Demonstrators shut down bridges, streets, and even the critical oil export port of Umm Qasr for a time. Their anger was aimed directly at the Iranian regime that interferes in their countries: Iraqi protesters even burned the Iranian consulate in Najaf on November 28.
That’s when Suleimani stepped in and Iraqi security forces used live fire to break up the demonstrations. The death toll in Iraq has surpassed 400 and even with the resignation of Prime Minister Adel Abdul al-Mahdi, protests continue.
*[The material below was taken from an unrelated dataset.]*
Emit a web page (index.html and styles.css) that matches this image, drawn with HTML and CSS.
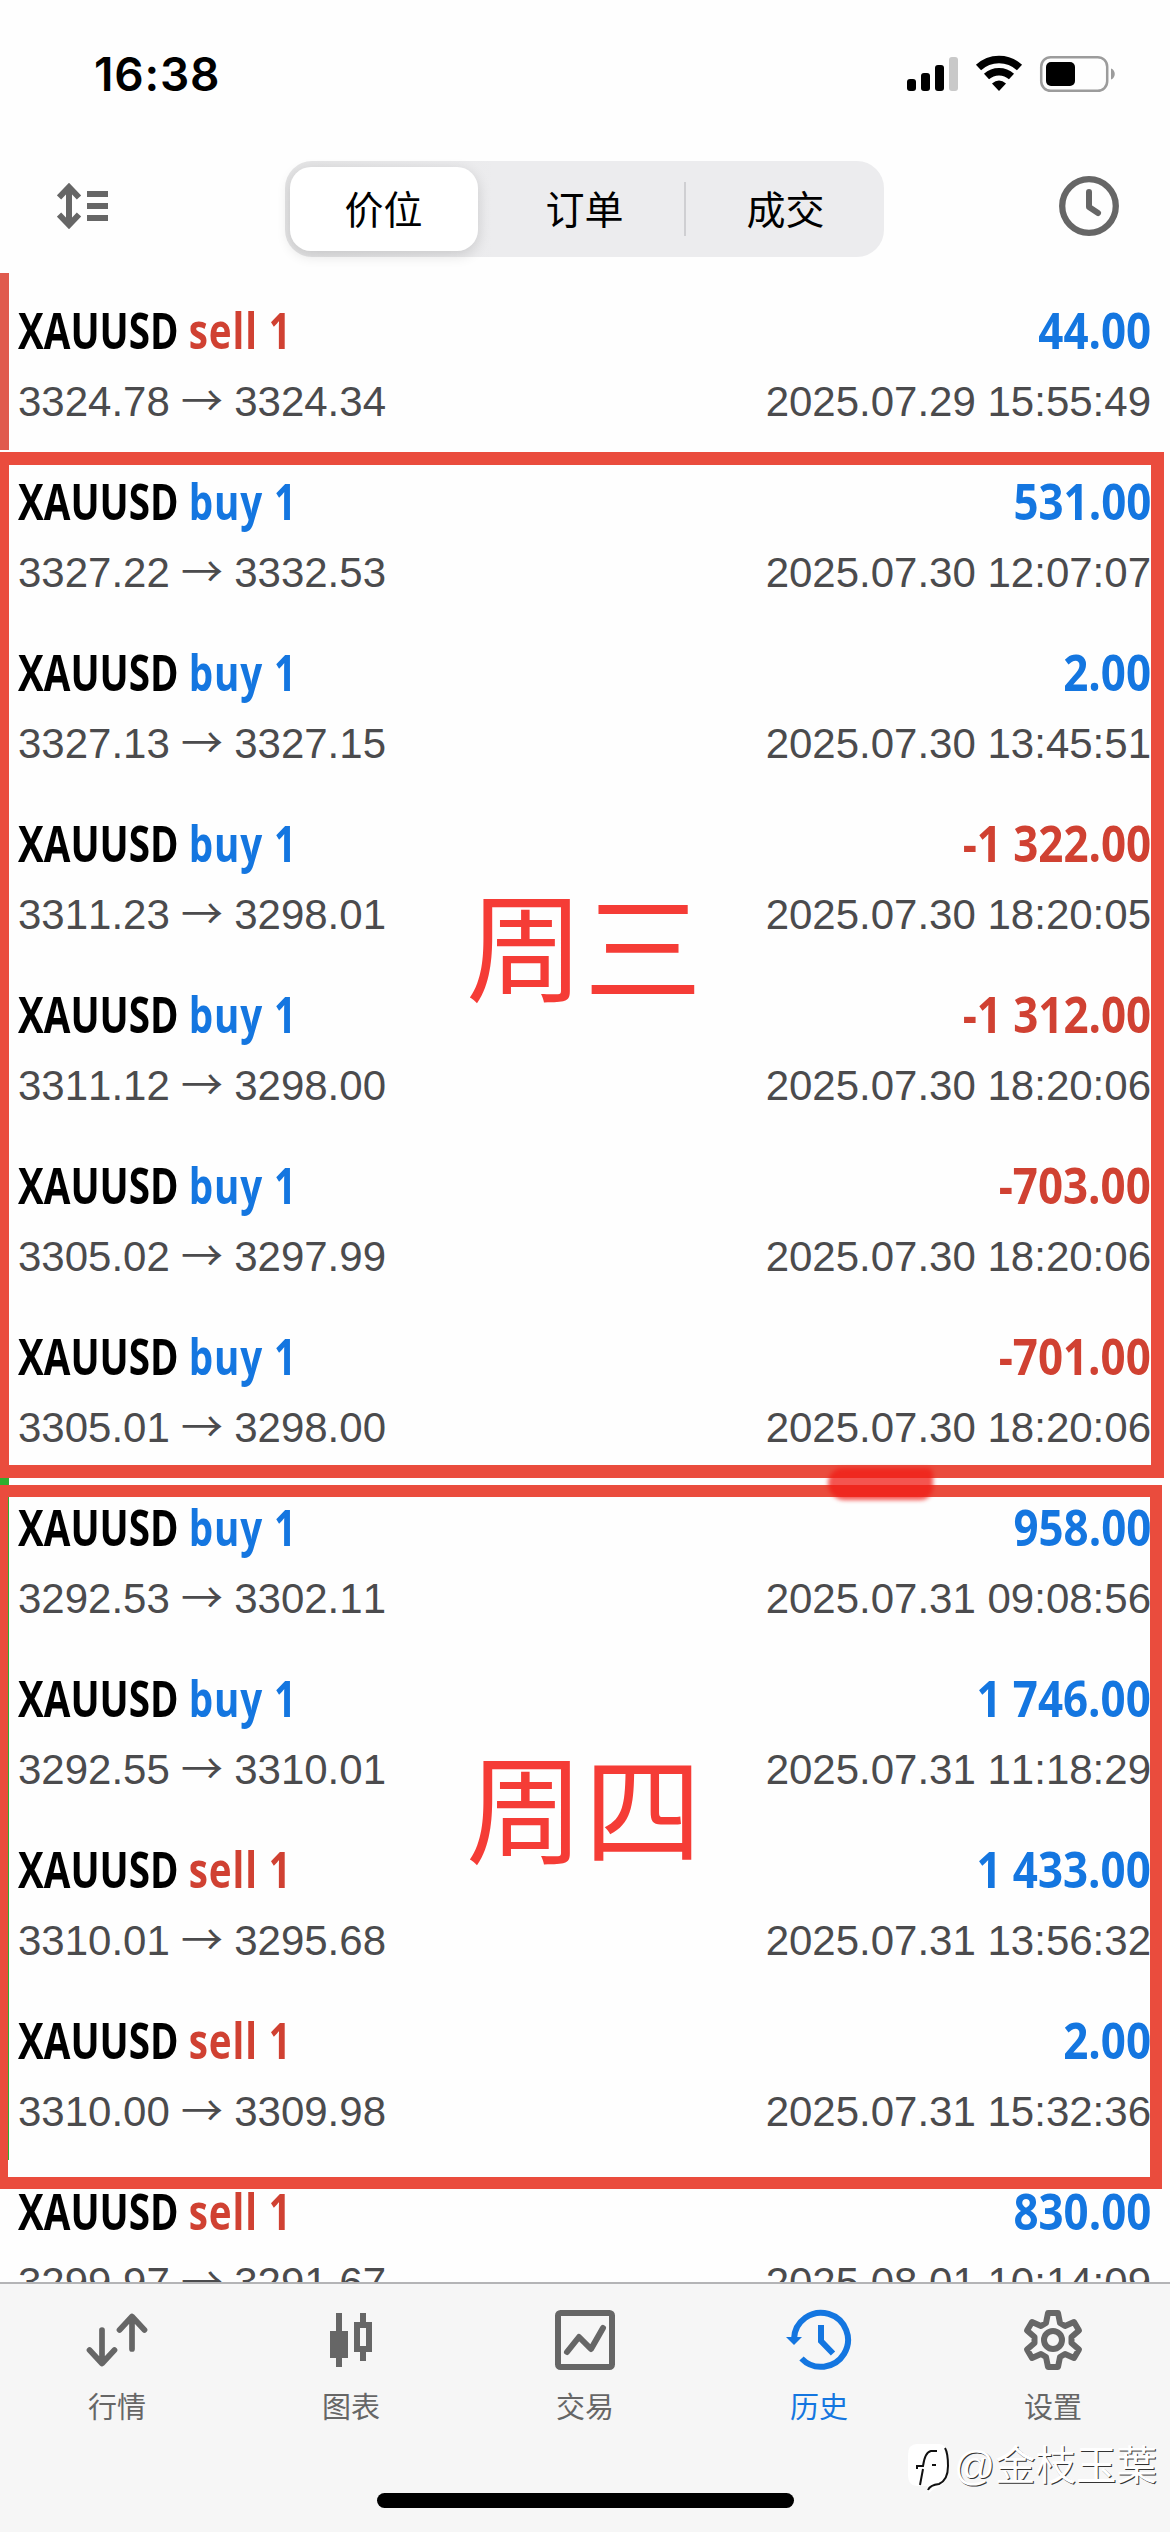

Similarly, it would have been unthinkable in Lebanon in even the recent past, but anti-government protesters there were yelling “Terrorists, terrorists, Hizballah are terrorists” and “Here is Lebanon, not Iran.” In other words, they know who runs the country: it is Hizballah, on behalf of its masters in Tehran. Significantly, many of these protesters were from Hizballah-dominated poor Shi’ite areas, like the Dahiya neighborhood of southern Beirut. The Lebanese government collapsed, Prime Minister Saad Hariri resigned (again), but thus far, brute force has prevailed. The late November 2019 release of $105 million in U.S. military assistance to the Lebanese Armed Forces only ensures that the iron grip of Iran and Hizballah over that country will continue.
Whatever Secretary Pompeo’s hopes for a change in the Tehran regime’s ”malign behavior” might be, he must realize that no amount of cajoling, demands, or sanctions will induce behavior that essentially would result in a loss of power for it or its satellite regimes. Relinquishing any measure of power to the people of Iran, Iraq, or Lebanon would lead only to more demands for genuine reform and a truly representative system, instead of one based on Islam, regime loyalty, and sectarian identity.
Even were the mullahs and their Velayat-e Faqih system somehow to be overthrown, that would still leave the guns and economic might of the IRGC, Qods Force, Bassij, and other intelligence and security forces in charge. That is what must be confronted—preferably before they acquire the ability to deploy deliverable nuclear weapons.